(Source excerpt)
****

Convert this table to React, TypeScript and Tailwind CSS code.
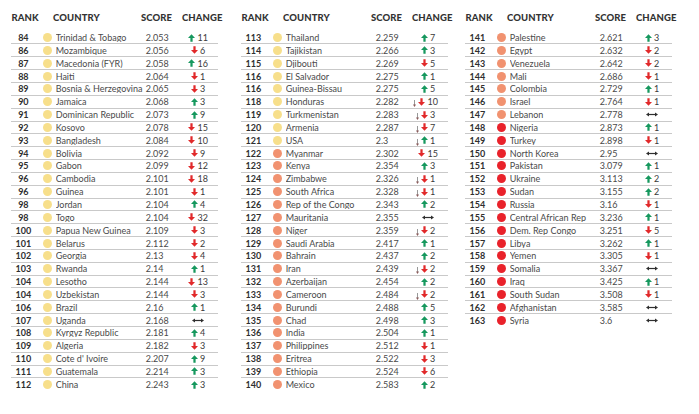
type Dir = 'up' | 'down' | 'same';
type Row = [string, string, string, Dir, string?, number?, boolean?];

// last two fields: dot colour (0 yellow, 1 orange, 2 red), small stray mark before the arrow
const col1: Row[] = [
    ['84', 'Trinidad & Tobago', '2.053', 'up', '11'],
    ['86', 'Mozambique', '2.056', 'down', '6'],
    ['87', 'Macedonia (FYR)', '2.058', 'up', '16'],
    ['88', 'Haiti', '2.064', 'down', '1'],
    ['89', 'Bosnia & Herzegovina', '2.065', 'down', '3'],
    ['90', 'Jamaica', '2.068', 'up', '3'],
    ['91', 'Dominican Republic', '2.073', 'up', '9'],
    ['92', 'Kosovo', '2.078', 'down', '15'],
    ['93', 'Bangladesh', '2.084', 'down', '10'],
    ['94', 'Bolivia', '2.092', 'down', '9'],
    ['95', 'Gabon', '2.099', 'down', '12'],
    ['96', 'Cambodia', '2.101', 'down', '18'],
    ['96', 'Guinea', '2.101', 'down', '1'],
    ['98', 'Jordan', '2.104', 'up', '4'],
    ['98', 'Togo', '2.104', 'down', '32'],
    ['100', 'Papua New Guinea', '2.109', 'down', '3'],
    ['101', 'Belarus', '2.112', 'down', '2'],
    ['102', 'Georgia', '2.13', 'down', '4'],
    ['103', 'Rwanda', '2.14', 'up', '1'],
    ['104', 'Lesotho', '2.144', 'down', '13'],
    ['104', 'Uzbekistan', '2.144', 'down', '3'],
    ['106', 'Brazil', '2.16', 'up', '1'],
    ['107', 'Uganda', '2.168', 'same'],
    ['108', 'Kyrgyz Republic', '2.181', 'up', '4'],
    ['109', 'Algeria', '2.182', 'down', '3'],
    ['110', "Cote d' Ivoire", '2.207', 'up', '9'],
    ['111', 'Guatemala', '2.214', 'up', '3'],
    ['112', 'China', '2.243', 'up', '3'],
];

const col2: Row[] = [
    ['113', 'Thailand', '2.259', 'up', '7'],
    ['114', 'Tajikistan', '2.266', 'up', '3'],
    ['115', 'Djibouti', '2.269', 'down', '5'],
    ['116', 'El Salvador', '2.275', 'up', '1'],
    ['116', 'Guinea-Bissau', '2.275', 'up', '5'],
    ['118', 'Honduras', '2.282', 'down', '10', 0, true],
    ['119', 'Turkmenistan', '2.283', 'down', '3', 0, true],
    ['120', 'Armenia', '2.287', 'down', '7', 0, true],
    ['121', 'USA', '2.3', 'up', '1', 0, true],
    ['122', 'Myanmar', '2.302', 'down', '15', 1],
    ['123', 'Kenya', '2.354', 'up', '3', 1],
    ['124', 'Zimbabwe', '2.326', 'down', '1', 1, true],
    ['125', 'South Africa', '2.328', 'down', '1', 1, true],
    ['126', 'Rep of the Congo', '2.343', 'up', '2', 1],
    ['127', 'Mauritania', '2.355', 'same', '', 1],
    ['128', 'Niger', '2.359', 'down', '2', 1, true],
    ['129', 'Saudi Arabia', '2.417', 'up', '1', 1],
    ['130', 'Bahrain', '2.437', 'up', '2', 1],
    ['131', 'Iran', '2.439', 'down', '2', 1, true],
    ['132', 'Azerbaijan', '2.454', 'up', '2', 1],
    ['133', 'Cameroon', '2.484', 'down', '2', 1, true],
    ['134', 'Burundi', '2.488', 'up', '5', 1],
    ['135', 'Chad', '2.498', 'up', '3', 1],
    ['136', 'India', '2.504', 'up', '1', 1],
    ['137', 'Philippines', '2.512', 'down', '1', 1],
    ['138', 'Eritrea', '2.522', 'down', '3', 1],
    ['139', 'Ethiopia', '2.524', 'down', '6', 1],
    ['140', 'Mexico', '2.583', 'up', '2', 1],
];

const col3: Row[] = [
    ['141', 'Palestine', '2.621', 'up', '3', 1],
    ['142', 'Egypt', '2.632', 'down', '2', 1],
    ['143', 'Venezuela', '2.642', 'down', '2', 1],
    ['144', 'Mali', '2.686', 'down', '1', 1],
    ['145', 'Colombia', '2.729', 'up', '1', 1],
    ['146', 'Israel', '2.764', 'down', '1', 1],
    ['147', 'Lebanon', '2.778', 'same', '', 1],
    ['148', 'Nigeria', '2.873', 'up', '1', 2],
    ['149', 'Turkey', '2.898', 'down', '1', 2],
    ['150', 'North Korea', '2.95', 'same', '', 2],
    ['151', 'Pakistan', '3.079', 'up', '1', 2],
    ['152', 'Ukraine', '3.113', 'up', '2', 2],
    ['153', 'Sudan', '3.155', 'up', '2', 2],
    ['154', 'Russia', '3.16', 'down', '1', 2],
    ['155', 'Central African Rep', '3.236', 'up', '1', 2],
    ['156', 'Dem. Rep Congo', '3.251', 'down', '5', 2],
    ['157', 'Libya', '3.262', 'up', '1', 2],
    ['158', 'Yemen', '3.305', 'down', '1', 2],
    ['159', 'Somalia', '3.367', 'same', '', 2],
    ['160', 'Iraq', '3.425', 'up', '1', 2],
    ['161', 'South Sudan', '3.508', 'down', '1', 2],
    ['162', 'Afghanistan', '3.585', 'same', '', 2],
    ['163', 'Syria', '3.6', 'same', '', 2],
];

const dotColors = ['bg-[#f7df8b]', 'bg-[#f19270]', 'bg-[#e9222b]'];

function Arrow({ dir }: { dir: 'up' | 'down' }) {
    return (
        <svg
            width="7"
            height="8"
            viewBox="0 0 10 11"
            className={dir === 'down' ? 'rotate-180' : ''}
        >
            <path
                d="M5 0 L10 5.6 H6.6 V11 H3.4 V5.6 H0 Z"
                fill={dir === 'up' ? '#16985e' : '#e1292a'}
            />
        </svg>
    );
}

function Same() {
    return (
        <svg width="12" height="5" viewBox="0 0 12 5">
            <path d="M2.5 2.5 H9.5" stroke="#2f2f2f" strokeWidth="1.2" />
            <path d="M0 2.5 L3 0.4 V4.6 Z M12 2.5 L9 0.4 V4.6 Z" fill="#2f2f2f" />
        </svg>
    );
}

function Mark() {
    return (
        <svg width="3" height="7" viewBox="0 0 3 7" className="absolute -left-[5px] top-[3px]">
            <path d="M1.5 0 V6" stroke="#6b6b6b" strokeWidth="0.7" />
            <path d="M0 4.6 L1.5 7 L3 4.6 Z" fill="#8a5a5a" />
        </svg>
    );
}

function Column({ rows }: { rows: Row[] }) {
    return (
        <div className="w-[212px] shrink-0">
            <div className="flex h-[31.6px] items-start pt-[12px] text-[9.5px] leading-[12px] font-black tracking-[0.1px] text-[#333]">
                <div className="w-[28px] text-center">RANK</div>
                <div className="ml-[14px] w-[88px]">COUNTRY</div>
                <div className="w-[41px]">SCORE</div>
                <div>CHANGE</div>
            </div>
            {rows.map(([rank, name, score, dir, num, dot = 0, mark], i) => (
                <div
                    key={rank + name}
                    className={clsxRow(i === rows.length - 1)}
                >
                    <div className="w-[25px] text-center font-bold text-[#2f2f2f]">{rank}</div>
                    <div className={`ml-[7px] h-[9px] w-[9px] rounded-full ${dotColors[dot]}`} />
                    <div className="ml-[4px] w-[91px] truncate text-[#4a4a4a]">{name}</div>
                    <div className="w-[33px] text-[#4a4a4a]">{score}</div>
                    <div className="flex w-[40px] justify-center">
                        {dir === 'same' ? (
                            <Same />
                        ) : (
                            <div className="relative flex items-center gap-[2px] text-[#3a3a3a]">
                                {mark && <Mark />}
                                <Arrow dir={dir} />
                                <span>{num}</span>
                            </div>
                        )}
                    </div>
                </div>
            ))}
        </div>
    );
}

function clsxRow(last: boolean) {
    return last
        ? 'flex h-[12.85px] w-[207px] items-center text-[9px] leading-none'
        : 'flex h-[12.85px] w-[207px] items-center border-b border-[#c9c9c9] text-[9px] leading-none';
}

export default function App() {
    return (
        <div
            className="flex h-[414px] w-[699px] overflow-hidden bg-white pl-[11px]"
            style={{ fontFamily: 'Lato, "Open Sans", sans-serif' }}
        >
            <Column rows={col1} />
            <div className="ml-[18px]">
                <Column rows={col2} />
            </div>
            <div className="ml-[12px]">
                <Column rows={col3} />
            </div>
        </div>
    );
}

****

Give back exactly the lines from the first line of the data through the line with "string?, number?, boolean?];", pictures excluded.

Convert this table to React, TypeScript and Tailwind CSS code.
type Dir = 'up' | 'down' | 'same';
type Row = [string, string, string, Dir, string?, number?, boolean?];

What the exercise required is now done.